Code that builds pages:
— Start —
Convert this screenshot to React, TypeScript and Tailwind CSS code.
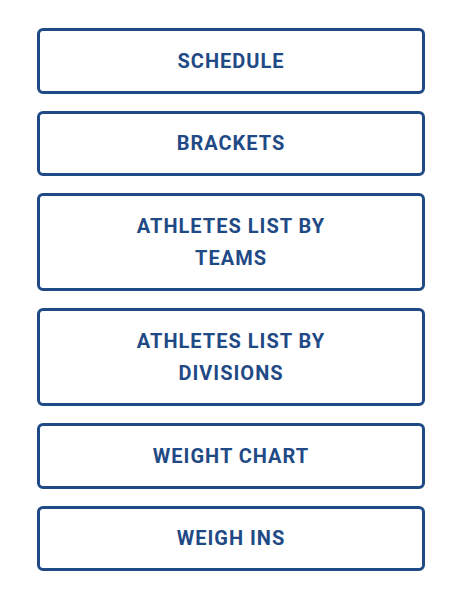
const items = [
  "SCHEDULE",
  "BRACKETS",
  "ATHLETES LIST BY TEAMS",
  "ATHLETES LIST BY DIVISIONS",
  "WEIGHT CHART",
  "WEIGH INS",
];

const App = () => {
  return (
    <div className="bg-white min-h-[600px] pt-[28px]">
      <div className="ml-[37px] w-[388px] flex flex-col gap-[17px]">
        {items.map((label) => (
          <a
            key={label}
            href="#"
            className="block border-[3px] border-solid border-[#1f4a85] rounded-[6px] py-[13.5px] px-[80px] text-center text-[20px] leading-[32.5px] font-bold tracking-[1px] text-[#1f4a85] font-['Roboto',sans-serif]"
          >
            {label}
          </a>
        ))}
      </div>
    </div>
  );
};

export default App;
— End —
— Start —
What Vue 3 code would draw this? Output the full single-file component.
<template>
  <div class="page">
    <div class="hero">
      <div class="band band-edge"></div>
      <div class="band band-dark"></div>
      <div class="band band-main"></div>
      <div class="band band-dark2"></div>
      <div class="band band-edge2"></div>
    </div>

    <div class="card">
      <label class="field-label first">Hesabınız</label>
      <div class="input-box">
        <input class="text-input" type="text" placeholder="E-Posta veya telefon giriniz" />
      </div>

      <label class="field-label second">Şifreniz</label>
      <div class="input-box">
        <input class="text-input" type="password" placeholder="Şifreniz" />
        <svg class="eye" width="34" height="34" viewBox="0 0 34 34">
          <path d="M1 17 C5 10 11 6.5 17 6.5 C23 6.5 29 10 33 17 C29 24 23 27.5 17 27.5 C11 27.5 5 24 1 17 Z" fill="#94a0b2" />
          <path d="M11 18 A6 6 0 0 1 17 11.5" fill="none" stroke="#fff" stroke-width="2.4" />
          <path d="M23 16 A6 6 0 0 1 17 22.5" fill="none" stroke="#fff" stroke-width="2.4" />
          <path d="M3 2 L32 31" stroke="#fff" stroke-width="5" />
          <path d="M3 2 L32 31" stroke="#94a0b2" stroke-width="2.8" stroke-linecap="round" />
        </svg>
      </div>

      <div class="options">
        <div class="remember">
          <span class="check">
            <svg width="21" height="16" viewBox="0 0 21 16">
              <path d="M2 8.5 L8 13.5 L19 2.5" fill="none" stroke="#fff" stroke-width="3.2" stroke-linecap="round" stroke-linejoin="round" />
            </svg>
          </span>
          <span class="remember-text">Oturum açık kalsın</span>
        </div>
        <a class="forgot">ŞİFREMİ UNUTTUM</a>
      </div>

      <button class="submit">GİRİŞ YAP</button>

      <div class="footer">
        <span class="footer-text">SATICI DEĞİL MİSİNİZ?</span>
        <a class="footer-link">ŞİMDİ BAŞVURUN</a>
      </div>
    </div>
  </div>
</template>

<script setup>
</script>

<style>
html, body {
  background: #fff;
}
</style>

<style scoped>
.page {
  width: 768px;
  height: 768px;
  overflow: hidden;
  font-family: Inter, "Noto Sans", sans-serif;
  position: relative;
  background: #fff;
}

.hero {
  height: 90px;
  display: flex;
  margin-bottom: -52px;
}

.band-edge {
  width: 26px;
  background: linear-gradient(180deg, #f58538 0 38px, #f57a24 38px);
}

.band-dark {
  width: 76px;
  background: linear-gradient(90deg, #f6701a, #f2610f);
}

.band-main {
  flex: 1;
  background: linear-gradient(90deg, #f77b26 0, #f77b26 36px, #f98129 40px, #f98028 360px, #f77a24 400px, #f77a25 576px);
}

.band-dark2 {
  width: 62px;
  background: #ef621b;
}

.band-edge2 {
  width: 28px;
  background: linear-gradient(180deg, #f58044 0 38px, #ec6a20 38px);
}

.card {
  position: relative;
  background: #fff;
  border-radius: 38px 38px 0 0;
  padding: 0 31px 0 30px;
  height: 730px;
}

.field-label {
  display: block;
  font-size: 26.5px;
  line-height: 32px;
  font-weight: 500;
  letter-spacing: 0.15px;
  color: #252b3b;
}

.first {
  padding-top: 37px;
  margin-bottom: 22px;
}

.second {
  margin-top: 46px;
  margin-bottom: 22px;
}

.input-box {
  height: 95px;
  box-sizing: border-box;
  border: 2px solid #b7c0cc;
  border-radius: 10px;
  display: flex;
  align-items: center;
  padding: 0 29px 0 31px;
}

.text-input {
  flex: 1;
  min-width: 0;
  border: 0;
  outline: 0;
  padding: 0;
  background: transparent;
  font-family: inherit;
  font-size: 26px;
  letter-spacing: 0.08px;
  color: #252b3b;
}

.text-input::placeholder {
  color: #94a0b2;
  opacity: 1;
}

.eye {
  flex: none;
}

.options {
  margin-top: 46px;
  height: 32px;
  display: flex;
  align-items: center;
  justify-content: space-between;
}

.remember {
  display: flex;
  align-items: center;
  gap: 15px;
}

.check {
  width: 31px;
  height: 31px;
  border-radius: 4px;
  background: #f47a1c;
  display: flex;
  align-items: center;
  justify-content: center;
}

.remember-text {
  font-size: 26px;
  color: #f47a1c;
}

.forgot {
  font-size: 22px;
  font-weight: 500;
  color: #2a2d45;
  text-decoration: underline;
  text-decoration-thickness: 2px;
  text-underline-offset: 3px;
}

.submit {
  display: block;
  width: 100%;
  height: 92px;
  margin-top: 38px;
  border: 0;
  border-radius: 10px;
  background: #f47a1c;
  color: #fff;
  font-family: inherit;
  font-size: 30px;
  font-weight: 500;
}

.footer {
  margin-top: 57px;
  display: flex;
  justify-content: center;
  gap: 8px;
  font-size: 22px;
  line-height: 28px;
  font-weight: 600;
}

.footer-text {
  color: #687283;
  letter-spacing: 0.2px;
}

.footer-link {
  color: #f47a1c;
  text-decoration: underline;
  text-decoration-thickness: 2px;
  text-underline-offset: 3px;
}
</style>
— End —
→ **YOUR TASK**
Using the entries above, extract exactly the lines from the one that contains "Convert this screenshot" through the one that contains "export default App;". Do not carry over any pictures.

→ **FULL RESPONSE**
Convert this screenshot to React, TypeScript and Tailwind CSS code.
const items = [
  "SCHEDULE",
  "BRACKETS",
  "ATHLETES LIST BY TEAMS",
  "ATHLETES LIST BY DIVISIONS",
  "WEIGHT CHART",
  "WEIGH INS",
];

const App = () => {
  return (
    <div className="bg-white min-h-[600px] pt-[28px]">
      <div className="ml-[37px] w-[388px] flex flex-col gap-[17px]">
        {items.map((label) => (
          <a
            key={label}
            href="#"
            className="block border-[3px] border-solid border-[#1f4a85] rounded-[6px] py-[13.5px] px-[80px] text-center text-[20px] leading-[32.5px] font-bold tracking-[1px] text-[#1f4a85] font-['Roboto',sans-serif]"
          >
            {label}
          </a>
        ))}
      </div>
    </div>
  );
};

export default App;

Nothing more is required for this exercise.